Select and reproduce each line of the listing below that bears the string "components".

-- GIVEN MATERIAL start --

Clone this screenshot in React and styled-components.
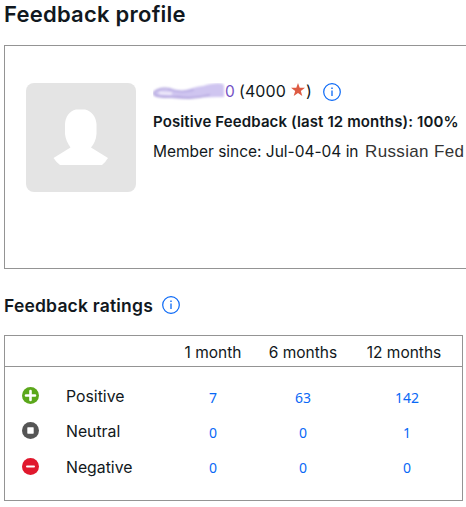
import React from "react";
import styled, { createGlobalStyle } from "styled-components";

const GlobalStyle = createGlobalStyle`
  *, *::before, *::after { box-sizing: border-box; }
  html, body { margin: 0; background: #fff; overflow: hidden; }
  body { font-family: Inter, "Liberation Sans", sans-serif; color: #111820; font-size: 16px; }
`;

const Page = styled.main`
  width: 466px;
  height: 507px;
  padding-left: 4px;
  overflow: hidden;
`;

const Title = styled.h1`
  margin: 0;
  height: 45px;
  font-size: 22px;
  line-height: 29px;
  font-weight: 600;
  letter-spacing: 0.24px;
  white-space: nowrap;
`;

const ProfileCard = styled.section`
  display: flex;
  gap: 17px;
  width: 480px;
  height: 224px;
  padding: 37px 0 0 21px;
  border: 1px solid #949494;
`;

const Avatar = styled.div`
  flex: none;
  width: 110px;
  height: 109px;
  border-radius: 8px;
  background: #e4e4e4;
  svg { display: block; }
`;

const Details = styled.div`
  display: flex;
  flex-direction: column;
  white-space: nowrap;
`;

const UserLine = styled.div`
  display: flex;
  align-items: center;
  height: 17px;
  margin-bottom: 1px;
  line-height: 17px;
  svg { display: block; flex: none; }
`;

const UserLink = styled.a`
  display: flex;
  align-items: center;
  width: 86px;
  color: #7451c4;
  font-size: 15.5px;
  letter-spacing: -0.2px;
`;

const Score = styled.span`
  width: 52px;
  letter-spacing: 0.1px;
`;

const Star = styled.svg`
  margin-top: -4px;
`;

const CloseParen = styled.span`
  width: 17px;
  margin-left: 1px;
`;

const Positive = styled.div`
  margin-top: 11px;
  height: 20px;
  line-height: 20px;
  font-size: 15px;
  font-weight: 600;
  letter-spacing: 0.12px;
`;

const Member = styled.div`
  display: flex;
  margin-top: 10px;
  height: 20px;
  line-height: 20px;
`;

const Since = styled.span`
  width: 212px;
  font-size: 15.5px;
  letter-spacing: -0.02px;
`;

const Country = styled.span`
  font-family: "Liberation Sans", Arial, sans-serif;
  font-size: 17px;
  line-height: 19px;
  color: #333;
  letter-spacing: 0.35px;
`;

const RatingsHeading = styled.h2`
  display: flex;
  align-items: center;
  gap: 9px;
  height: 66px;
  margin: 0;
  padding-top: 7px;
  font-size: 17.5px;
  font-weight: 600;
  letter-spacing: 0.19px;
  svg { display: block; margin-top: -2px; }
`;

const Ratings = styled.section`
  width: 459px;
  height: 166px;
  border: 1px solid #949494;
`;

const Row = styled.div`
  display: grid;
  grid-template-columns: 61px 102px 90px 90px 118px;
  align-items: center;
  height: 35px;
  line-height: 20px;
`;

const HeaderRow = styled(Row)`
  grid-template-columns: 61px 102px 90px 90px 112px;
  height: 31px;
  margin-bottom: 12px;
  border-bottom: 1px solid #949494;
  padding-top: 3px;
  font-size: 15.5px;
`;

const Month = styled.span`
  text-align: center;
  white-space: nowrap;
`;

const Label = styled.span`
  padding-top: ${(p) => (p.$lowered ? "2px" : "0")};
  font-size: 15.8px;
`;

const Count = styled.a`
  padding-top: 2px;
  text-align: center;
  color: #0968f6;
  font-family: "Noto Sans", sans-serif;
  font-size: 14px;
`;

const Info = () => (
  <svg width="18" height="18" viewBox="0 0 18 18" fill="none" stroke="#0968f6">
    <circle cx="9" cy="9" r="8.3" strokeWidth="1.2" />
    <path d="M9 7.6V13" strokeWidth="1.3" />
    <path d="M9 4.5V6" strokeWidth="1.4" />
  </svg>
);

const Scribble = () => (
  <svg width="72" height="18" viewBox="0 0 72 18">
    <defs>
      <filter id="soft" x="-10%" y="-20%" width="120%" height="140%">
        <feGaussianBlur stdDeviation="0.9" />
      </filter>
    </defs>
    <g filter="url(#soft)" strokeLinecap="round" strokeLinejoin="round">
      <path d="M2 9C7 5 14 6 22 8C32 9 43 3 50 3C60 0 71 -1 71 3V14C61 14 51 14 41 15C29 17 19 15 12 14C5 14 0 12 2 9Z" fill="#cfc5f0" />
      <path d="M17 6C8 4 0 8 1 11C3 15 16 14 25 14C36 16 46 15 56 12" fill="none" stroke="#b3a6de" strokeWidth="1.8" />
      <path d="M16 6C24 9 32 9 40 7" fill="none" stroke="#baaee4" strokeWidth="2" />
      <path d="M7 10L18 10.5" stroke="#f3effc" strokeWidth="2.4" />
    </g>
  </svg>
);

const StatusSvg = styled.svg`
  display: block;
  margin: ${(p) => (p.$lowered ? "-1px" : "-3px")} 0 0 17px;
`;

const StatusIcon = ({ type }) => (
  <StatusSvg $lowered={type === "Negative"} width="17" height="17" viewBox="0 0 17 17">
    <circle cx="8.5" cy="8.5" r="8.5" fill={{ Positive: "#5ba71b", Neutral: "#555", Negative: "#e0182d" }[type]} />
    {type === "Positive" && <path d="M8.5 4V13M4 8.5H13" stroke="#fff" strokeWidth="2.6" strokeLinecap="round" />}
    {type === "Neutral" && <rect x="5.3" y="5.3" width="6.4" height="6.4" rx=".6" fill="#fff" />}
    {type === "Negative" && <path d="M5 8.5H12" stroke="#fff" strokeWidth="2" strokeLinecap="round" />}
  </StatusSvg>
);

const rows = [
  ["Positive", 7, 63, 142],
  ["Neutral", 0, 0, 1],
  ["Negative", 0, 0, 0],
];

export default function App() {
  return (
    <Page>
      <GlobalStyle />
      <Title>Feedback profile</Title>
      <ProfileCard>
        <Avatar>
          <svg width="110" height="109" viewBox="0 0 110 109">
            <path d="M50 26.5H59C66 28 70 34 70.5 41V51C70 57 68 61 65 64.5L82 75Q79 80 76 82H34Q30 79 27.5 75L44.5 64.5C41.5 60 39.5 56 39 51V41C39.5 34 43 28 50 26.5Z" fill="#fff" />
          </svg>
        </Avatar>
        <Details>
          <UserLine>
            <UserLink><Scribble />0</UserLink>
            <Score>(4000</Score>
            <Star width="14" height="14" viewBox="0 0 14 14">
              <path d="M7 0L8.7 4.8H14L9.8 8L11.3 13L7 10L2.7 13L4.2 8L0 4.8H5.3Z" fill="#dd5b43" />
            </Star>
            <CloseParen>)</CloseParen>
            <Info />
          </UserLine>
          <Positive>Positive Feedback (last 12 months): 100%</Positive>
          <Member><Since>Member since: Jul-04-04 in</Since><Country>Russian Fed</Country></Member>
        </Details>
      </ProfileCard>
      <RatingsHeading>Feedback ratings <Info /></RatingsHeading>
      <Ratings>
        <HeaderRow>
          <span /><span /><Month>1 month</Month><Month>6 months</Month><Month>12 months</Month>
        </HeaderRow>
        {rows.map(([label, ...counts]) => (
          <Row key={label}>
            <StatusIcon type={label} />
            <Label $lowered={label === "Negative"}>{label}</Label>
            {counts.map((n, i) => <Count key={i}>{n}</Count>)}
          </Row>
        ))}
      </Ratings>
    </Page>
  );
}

-- GIVEN MATERIAL end --

■ **CORRECT RESULT**:
Clone this screenshot in React and styled-components.
import styled, { createGlobalStyle } from "styled-components";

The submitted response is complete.